How a supply chain risk management company gained clarity on digital experience across rapid growth

Opening context

Overhaul operates a global platform focused on supply chain visibility, risk management, and logistics security. Its workforce spans engineering, operations, customer-facing teams, and global partners, supporting clients across multiple regions and time zones.

As the organisation scaled rapidly, leadership attention focused on whether internal digital services were keeping pace with growth, and whether existing signals were sufficient to support confident prioritisation and investment decisions.

The decision context

Leadership faced a set of ongoing decisions related to collaboration tools, internal systems, and support models as the company expanded. These decisions required confidence that experience issues affecting productivity, coordination, or reliability were being identified early and assessed accurately.

Without a clear, comparative view of lived digital experience, there was a risk that prioritisation would be shaped by isolated complaints or operational noise rather than representative patterns. The challenge was not growth itself, but ensuring that technology decisions kept the organisation aligned and effective as scale increased.

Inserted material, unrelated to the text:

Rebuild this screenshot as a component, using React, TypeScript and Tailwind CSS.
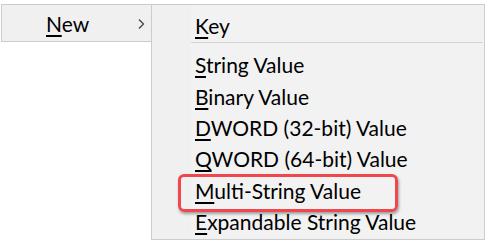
import React from "react";

const Item = ({ k, rest, h = "h-[31.4px]" }: { k: string; rest: string; h?: string }) => (
  <div className={`${h} flex items-center pl-[43px]`}>
    <span>
      <span className="underline decoration-[1.5px] underline-offset-[3px]">{k}</span>
      {rest}
    </span>
  </div>
);

export default function App() {
  return (
    <div
      className="w-[487px] h-[242px] bg-white relative overflow-hidden text-black text-[21px] leading-none"
      style={{ fontFamily: '"Segoe UI", Lato, "Noto Sans", sans-serif' }}
    >
      <div className="flex pt-[4px] pl-[1px]">
        {/* parent menu */}
        <div className="w-[150px] h-[38px] border-l border-t border-b border-[#cccccc] bg-[#f0f0f0] flex items-center relative">
          <span className="ml-[44px]">
            <span className="underline decoration-[1.5px] underline-offset-[3px]">N</span>ew
          </span>
          <svg className="absolute left-[135px] top-[13px]" width="9" height="12" viewBox="0 0 9 12">
            <path d="M2 1.5 L6.5 6 L2 10.5" fill="none" stroke="#444" strokeWidth="1.3" />
          </svg>
        </div>
        {/* submenu */}
        <div className="w-[334px] h-[236px] border border-[#cccccc] bg-[#f2f2f2] relative flex">
          <div className="w-[39px] bg-[#f0f0f0] shrink-0" />
          <div className="flex-1 -ml-[39px]">
            <div className="h-[37px] pt-[3px] flex items-center pl-[43px]">
              <span>
                <span className="underline decoration-[1.5px] underline-offset-[3px]">K</span>ey
              </span>
            </div>
            <div className="ml-[39px] mr-[1px] h-px bg-[#d4d4d4]" />
            <div className="pt-[6px]">
              <Item k="S" rest="tring Value" />
              <Item k="B" rest="inary Value" />
              <Item k="D" rest="WORD (32-bit) Value" />
              <Item k="Q" rest="WORD (64-bit) Value" />
              <Item k="M" rest="ulti-String Value" />
              <Item k="E" rest="xpandable String Value" />
            </div>
          </div>
          <div className="absolute left-[26px] top-[169px] w-[220px] h-[38px] border-[3px] border-[#f0464d] rounded-[6px] shadow-[1px_2px_3px_rgba(0,0,0,0.35)]" />
        </div>
      </div>
    </div>
  );
}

Why existing signals fell short

Operational metrics and support data provided visibility into incidents and system availability, but offered limited insight into how digital services were experienced day to day by different teams.

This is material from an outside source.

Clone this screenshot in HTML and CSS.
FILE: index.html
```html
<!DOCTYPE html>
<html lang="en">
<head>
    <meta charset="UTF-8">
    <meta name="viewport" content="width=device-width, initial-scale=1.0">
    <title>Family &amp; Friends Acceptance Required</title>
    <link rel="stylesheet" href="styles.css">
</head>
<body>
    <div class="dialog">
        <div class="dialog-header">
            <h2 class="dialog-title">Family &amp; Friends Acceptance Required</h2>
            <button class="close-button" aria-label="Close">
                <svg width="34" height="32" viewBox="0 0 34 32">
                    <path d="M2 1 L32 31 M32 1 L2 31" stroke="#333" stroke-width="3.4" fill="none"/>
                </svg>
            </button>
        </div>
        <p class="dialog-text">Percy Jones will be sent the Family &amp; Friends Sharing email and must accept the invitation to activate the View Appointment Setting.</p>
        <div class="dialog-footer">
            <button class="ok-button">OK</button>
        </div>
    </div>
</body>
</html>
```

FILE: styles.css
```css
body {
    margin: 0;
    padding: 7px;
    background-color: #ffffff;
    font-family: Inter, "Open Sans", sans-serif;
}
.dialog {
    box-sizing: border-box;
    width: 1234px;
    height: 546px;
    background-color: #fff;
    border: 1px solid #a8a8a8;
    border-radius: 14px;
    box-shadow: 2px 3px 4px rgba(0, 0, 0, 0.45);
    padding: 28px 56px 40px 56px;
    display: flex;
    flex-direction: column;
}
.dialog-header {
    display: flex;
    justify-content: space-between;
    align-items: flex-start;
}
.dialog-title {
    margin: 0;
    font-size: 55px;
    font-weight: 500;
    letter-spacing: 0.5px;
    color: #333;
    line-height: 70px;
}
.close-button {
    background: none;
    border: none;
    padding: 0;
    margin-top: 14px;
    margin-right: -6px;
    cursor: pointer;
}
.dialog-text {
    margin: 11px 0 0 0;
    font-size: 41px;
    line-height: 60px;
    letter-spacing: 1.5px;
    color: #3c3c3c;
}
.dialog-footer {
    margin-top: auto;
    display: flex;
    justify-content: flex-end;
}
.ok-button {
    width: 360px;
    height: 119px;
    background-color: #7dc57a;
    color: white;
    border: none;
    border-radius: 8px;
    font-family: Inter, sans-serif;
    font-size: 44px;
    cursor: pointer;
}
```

Feedback from conversations and ad-hoc surveys added context, but results were fragmented and difficult to compare across roles, regions, and functions. Leadership lacked a consistent way to distinguish localised friction from systemic experience patterns, constraining confidence in where attention would have the greatest impact.

How Voxxify was used

Voxxify was used as a focused, time-bound input to complement existing operational data. Feedback was gathered directly from employees across functions and geographies, capturing structured experience signals alongside detailed verbatim input.

Analysis provided a segmented view of how digital services were experienced across the organisation, making patterns of friction and consistency visible. This created a shared reference point for leadership discussions, without introducing an ongoing monitoring layer or replacing existing metrics.

What changed as a result

Leadership gained clearer visibility into where digital experience aligned with expectations and where it diverged as the organisation scaled. This enabled more confident prioritisation of improvement efforts, distinguishing issues requiring coordinated attention from those that were local or transitional.

Equally important, leadership gained clarity on what did not require immediate action, allowing teams to avoid unnecessary change and focus resources where experience gaps were most likely to affect coordination and delivery. Conversations about technology performance became more grounded in evidence and less reliant on anecdote, improving alignment across teams during a period of growth.

Closing insight

By establishing an organisation-wide view of lived digital experience, Overhaul gained the clarity needed to prioritise technology decisions with confidence and support effective growth across a globally distributed workforce.